I think the error is here: https://github.com/moscajs/aedes-persistence-redis/blob/master/persistence.js#L194

It could have been introduced from: https://github.com/moscajs/aedes-persistence-redis/pull/96/files

In that version the clientId has been sanitized using encodeURIComponent function like you can see here

That's why we also bumped a major for that. Could you do some tests and check if that's the reason?

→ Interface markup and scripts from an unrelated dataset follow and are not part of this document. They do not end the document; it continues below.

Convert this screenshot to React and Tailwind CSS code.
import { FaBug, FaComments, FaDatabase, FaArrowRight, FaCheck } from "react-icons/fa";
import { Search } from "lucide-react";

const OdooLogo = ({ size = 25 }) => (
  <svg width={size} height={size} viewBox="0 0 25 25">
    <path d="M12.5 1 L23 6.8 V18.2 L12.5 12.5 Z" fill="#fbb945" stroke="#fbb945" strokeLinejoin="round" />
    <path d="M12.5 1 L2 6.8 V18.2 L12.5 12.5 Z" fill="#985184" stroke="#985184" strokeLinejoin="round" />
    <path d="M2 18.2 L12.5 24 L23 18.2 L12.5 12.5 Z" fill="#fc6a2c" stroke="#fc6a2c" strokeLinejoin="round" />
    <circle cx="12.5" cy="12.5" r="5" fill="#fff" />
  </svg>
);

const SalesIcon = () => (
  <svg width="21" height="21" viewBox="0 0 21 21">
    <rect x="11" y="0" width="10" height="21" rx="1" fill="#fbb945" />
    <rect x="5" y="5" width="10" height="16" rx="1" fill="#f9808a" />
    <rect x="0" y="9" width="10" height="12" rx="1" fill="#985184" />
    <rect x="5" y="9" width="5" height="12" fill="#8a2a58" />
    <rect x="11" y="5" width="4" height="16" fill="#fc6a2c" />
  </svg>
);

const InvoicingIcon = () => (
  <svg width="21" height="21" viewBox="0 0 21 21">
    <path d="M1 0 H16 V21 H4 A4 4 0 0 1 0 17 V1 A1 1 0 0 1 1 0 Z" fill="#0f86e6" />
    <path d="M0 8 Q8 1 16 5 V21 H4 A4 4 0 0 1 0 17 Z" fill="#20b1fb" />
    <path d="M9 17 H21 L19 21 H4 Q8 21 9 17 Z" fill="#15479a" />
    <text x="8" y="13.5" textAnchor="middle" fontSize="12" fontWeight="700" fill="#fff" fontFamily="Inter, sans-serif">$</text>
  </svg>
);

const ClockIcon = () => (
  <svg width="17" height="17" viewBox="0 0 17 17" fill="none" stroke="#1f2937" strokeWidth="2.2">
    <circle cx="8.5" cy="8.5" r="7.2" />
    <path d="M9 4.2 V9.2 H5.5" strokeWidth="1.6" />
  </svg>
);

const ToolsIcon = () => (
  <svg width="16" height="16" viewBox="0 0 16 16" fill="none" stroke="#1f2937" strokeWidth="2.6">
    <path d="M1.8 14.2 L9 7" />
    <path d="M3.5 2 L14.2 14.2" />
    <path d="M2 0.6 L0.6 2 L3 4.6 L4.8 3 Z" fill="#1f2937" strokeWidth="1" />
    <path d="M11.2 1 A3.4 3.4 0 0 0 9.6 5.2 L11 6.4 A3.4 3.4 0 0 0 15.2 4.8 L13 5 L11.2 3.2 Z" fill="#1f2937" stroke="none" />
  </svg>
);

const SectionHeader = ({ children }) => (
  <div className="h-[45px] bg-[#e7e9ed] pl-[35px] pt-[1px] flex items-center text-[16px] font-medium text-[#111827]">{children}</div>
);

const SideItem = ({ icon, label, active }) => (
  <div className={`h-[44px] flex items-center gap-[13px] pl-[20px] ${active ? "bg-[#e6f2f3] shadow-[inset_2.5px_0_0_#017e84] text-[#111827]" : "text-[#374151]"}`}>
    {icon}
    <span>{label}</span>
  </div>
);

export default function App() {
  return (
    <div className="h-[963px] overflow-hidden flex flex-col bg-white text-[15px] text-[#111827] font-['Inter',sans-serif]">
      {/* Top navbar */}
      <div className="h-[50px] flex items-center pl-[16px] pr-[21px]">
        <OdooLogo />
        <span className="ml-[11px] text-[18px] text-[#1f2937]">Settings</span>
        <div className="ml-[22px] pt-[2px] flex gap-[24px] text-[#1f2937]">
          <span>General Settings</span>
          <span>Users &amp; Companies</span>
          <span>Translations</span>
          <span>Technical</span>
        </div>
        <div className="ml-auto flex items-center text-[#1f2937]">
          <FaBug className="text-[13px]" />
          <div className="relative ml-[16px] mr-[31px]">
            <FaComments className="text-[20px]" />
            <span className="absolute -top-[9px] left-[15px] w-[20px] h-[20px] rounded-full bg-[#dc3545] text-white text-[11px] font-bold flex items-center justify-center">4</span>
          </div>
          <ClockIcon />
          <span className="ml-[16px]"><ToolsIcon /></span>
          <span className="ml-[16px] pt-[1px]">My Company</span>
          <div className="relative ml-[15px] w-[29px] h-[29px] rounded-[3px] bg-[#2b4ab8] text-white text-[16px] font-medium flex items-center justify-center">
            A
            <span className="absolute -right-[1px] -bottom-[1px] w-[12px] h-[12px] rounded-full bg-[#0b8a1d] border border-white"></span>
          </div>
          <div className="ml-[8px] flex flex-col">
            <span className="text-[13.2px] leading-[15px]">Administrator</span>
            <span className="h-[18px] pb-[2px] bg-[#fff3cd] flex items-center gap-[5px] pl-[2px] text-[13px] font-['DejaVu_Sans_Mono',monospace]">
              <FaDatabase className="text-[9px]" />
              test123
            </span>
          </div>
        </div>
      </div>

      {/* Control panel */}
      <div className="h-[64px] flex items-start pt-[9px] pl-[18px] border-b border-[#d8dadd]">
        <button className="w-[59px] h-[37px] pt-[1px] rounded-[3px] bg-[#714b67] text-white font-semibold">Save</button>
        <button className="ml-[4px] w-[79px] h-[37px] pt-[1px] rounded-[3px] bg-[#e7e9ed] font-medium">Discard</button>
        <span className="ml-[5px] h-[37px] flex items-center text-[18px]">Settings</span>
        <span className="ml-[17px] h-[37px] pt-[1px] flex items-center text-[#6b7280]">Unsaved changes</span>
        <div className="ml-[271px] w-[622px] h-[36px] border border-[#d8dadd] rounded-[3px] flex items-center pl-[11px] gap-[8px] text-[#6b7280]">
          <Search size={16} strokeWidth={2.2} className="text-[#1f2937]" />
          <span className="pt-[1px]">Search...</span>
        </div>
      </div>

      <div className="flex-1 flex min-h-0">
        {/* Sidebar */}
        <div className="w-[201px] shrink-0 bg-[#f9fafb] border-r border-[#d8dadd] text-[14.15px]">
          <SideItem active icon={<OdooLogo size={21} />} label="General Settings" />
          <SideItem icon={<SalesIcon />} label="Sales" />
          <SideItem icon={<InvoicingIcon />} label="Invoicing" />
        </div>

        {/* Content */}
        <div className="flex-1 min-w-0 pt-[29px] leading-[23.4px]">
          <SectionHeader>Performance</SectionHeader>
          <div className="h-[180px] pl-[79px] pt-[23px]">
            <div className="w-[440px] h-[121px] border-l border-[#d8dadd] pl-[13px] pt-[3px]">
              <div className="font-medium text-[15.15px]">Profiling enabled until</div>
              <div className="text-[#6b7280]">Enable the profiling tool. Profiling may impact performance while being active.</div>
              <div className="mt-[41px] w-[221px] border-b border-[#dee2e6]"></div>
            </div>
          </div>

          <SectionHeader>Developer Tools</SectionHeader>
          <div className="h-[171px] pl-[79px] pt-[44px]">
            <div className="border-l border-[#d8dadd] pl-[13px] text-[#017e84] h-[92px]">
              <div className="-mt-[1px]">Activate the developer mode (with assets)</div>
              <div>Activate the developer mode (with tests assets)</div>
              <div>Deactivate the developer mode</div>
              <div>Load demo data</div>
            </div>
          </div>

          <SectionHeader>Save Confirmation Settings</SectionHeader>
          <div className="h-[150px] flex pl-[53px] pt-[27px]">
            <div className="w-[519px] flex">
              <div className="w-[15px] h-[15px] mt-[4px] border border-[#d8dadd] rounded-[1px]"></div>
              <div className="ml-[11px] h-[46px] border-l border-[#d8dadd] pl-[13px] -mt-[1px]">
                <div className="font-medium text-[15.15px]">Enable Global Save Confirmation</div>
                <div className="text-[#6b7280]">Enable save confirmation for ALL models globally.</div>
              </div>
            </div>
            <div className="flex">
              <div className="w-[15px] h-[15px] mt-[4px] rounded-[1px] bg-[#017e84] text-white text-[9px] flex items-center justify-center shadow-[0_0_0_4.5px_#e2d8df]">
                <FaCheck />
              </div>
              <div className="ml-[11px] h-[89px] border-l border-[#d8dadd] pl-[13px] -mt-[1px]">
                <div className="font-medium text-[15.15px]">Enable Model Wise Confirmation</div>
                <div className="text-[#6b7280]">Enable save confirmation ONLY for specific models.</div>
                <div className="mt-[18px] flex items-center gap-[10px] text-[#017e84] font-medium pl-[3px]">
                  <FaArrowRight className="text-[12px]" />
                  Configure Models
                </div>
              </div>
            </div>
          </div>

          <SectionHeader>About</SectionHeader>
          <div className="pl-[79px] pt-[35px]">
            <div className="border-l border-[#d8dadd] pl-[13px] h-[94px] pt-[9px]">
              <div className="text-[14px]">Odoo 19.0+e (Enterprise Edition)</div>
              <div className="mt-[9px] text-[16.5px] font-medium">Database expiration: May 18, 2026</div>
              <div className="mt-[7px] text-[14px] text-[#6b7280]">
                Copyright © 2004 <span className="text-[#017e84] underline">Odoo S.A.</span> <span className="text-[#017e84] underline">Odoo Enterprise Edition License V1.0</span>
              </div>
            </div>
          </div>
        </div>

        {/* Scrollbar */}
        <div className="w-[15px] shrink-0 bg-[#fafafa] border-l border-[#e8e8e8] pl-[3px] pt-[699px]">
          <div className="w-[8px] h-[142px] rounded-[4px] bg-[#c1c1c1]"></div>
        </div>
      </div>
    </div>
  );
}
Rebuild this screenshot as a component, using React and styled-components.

reijosirila commented 1 year ago

Added some debug before and after update to function subscriptionsByClient

    #### hgetall? clientSubKey? client:service-test
    #### hgetall? subs? { 'device/id/+/#': '0' }
    #### hgetall? toReturn? [ { topic: 'device/id/+/#', qos: 0 } ]
// after update
    ### hgetallBuffer clientSubKey(client.id)? client:service-test
    ### hgetallBuffer subs? { 'device/id/+/#': <Buffer 30> }
    ### hgetallBuffer toReturn? [ 48 ]

function returnSubsForClient return type is different, if data written by previous module.

{
      topic: string,
      qos: int
}[]

vs

number[]

After returning from returnSubsForClient previous type, everything works fine. if data is written by new module, returnSubsForClient works:

    ###hgetallBuffer clientSubKey(client.id)? client:service-test
    ### hgetallBuffer subs? {
      'device/id/+/#': <Buffer 82 a5 74 6f 70 69 63 ad 64 65 76 69 63 65 2f 69 64 2f 2b 2f 23 a3 71 6f 73 00>
    }
    ### hgetallBuffer toReturn? [ { topic: 'device/id/+/#', qos: 0 } ]
robertsLando commented 1 year ago

@reijosirila I have just published a patch that at least should prevent broker to crash.

About the issue, the problem is that previously the subs where not encoded with msgpack, with version 9 the encode has been added so when decode is called it is called on a clean object (that was not encoded previously) and that causes the issue. Could you submit a fix to aedes-persistence-redis? You should just try to skip the decode when the object is already decoded here

reijosirila commented 1 year ago

Yep. Just finished checking addSubscriptions function and this is the case. I'll try to do PR.